A dancer at a previous 4th of July Three Rivers Indian Lodge Powwow shows off his full regalia.

ROSE ALBANO RISSO/The Bulletin


POSTED June 13, 2014 1:23 a.m.

The youth will be the central focus of the 37th annual Three Rivers Indian Lodge 4th of July Powwow.

“We’re honoring children this year because it’s the youth who will carry on our (Native American) traditions to the next generation,” said Three Rivers executive director Ramona Valadez.

The three-day event, which draws hundreds of visitors not only from the local area but throughout California as well as other states in the country, will start Friday, July 4, through Sunday, July 6. It will take place on the grounds of Three Rivers Indian Lodge on North Union Road between Lathrop Road and French Camp Road.

Starting the ball rolling will be a Grand Entry ceremony on Friday, July 4, at 6 o’clock. The evening will conclude at about 10 p.m. Saturday, July 5, will begin with gourd dancing at 11 a.m. followed the Grand Entry at 1 p.m. The day’s events which will feature dancers and drums will conclude at around 11 p.m. On Sunday, the Grand Entry will start the last day’s events at 1 p.m. More dancing and drums are slated until about 6 o’clock in the evening.

In addition to the usual booths offering a wide variety of Native American jewelry and various artifacts, there will be the traditional meal offered. The Lodge also will be selling, as usual, Indian tacos which they hold every year in conjunction with the powwow.

“It’s our main fund-raiser. Because we’re a non-profit organization, any money we make, we put it back into the event. That’s how we raise the money to put on this powwow.

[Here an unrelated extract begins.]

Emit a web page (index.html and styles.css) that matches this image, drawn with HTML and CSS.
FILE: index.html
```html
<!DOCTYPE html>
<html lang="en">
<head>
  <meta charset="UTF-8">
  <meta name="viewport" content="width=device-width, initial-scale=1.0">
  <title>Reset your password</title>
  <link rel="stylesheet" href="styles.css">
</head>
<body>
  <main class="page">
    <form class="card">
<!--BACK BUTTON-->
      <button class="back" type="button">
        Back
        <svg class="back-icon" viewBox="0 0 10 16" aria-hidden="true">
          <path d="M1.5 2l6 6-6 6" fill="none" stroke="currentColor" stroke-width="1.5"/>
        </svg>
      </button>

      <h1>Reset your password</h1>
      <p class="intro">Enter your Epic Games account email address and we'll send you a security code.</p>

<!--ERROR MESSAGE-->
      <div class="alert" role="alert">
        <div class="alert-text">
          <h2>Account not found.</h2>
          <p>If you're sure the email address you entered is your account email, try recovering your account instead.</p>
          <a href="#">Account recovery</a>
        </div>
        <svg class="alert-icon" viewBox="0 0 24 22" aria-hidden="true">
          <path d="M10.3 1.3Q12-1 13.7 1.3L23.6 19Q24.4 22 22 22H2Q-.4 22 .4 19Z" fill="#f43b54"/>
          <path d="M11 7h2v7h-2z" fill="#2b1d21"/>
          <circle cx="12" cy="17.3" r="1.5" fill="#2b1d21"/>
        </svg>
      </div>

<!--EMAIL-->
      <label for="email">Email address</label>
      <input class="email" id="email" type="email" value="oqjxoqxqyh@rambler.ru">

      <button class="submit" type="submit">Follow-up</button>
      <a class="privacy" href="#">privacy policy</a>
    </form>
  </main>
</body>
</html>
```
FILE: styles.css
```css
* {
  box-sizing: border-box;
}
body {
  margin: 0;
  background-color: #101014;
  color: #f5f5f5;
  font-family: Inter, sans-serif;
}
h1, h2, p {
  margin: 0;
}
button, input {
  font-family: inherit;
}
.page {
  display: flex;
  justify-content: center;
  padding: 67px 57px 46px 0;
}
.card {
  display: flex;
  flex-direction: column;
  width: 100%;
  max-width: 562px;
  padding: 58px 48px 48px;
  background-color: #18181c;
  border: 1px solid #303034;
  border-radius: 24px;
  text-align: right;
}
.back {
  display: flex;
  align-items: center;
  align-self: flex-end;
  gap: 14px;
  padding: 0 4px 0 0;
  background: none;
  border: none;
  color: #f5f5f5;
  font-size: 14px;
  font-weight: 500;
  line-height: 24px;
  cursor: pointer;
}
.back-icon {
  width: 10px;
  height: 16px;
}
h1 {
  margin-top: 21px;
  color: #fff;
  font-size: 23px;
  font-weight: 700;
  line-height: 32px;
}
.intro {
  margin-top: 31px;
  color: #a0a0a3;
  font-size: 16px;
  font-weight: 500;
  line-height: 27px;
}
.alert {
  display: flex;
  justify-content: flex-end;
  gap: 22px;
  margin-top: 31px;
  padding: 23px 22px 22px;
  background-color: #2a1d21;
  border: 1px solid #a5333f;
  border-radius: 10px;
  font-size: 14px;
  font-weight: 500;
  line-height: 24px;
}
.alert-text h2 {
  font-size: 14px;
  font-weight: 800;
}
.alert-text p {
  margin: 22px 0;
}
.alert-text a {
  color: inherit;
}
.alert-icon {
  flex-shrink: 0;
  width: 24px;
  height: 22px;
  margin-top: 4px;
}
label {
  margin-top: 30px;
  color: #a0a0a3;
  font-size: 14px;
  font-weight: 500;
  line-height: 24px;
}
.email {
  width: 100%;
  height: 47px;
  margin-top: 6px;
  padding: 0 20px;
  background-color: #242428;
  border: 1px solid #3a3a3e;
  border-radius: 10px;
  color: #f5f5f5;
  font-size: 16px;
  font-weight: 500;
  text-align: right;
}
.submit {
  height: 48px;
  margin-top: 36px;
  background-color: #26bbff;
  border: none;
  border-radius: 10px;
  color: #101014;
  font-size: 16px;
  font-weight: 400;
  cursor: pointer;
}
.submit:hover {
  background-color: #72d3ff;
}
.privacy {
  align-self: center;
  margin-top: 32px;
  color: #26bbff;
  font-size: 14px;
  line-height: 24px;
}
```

There’s a reason why we’re the only food booth here (during the powwow) – because all the money goes back into this event,” Valadez explained.

In previous years, the Three Rivers Fourth of July Powwow has honored all veterans and other members of the community.

In addition to honoring the youth as the theme of this year’s powwow, Valadez said they will be “choosing a couple of families who have raised their children to carry on our cultural tradition.

“There are a lot of families who do that, yes, but we are going to use them as a symbol of Native American families who do carry on that tradition. They also raise their children to carry on our heritage and our culture.”

She said these two families will be recognized during the weekend festivities.

One of the ways these families teach their children to honor their culture and traditions is to “teach (them) to be respectful to the elderly, and when they put on their regalia to dance (at the powwow), it’s not just something fancy. It means that the minute they put their foot in the arena to dance, that they’re going to respect it. They don’t start acting out and running across; they’re not suppose to that,” Valadez explained.

“It’s a family event; the whole family (is there), even the babies,” she added.

In fact, she said, “some of the kids made (their costumes) themselves, and they’re very proud to get out there and dance their culture.”

The powwow is open to the public free of charge; however, because the Three Rivers Indian Lodge is a residential treatment center for alcohol and drug addiction for Native American men, no alcohol or drugs are strictly not allowed on the premises.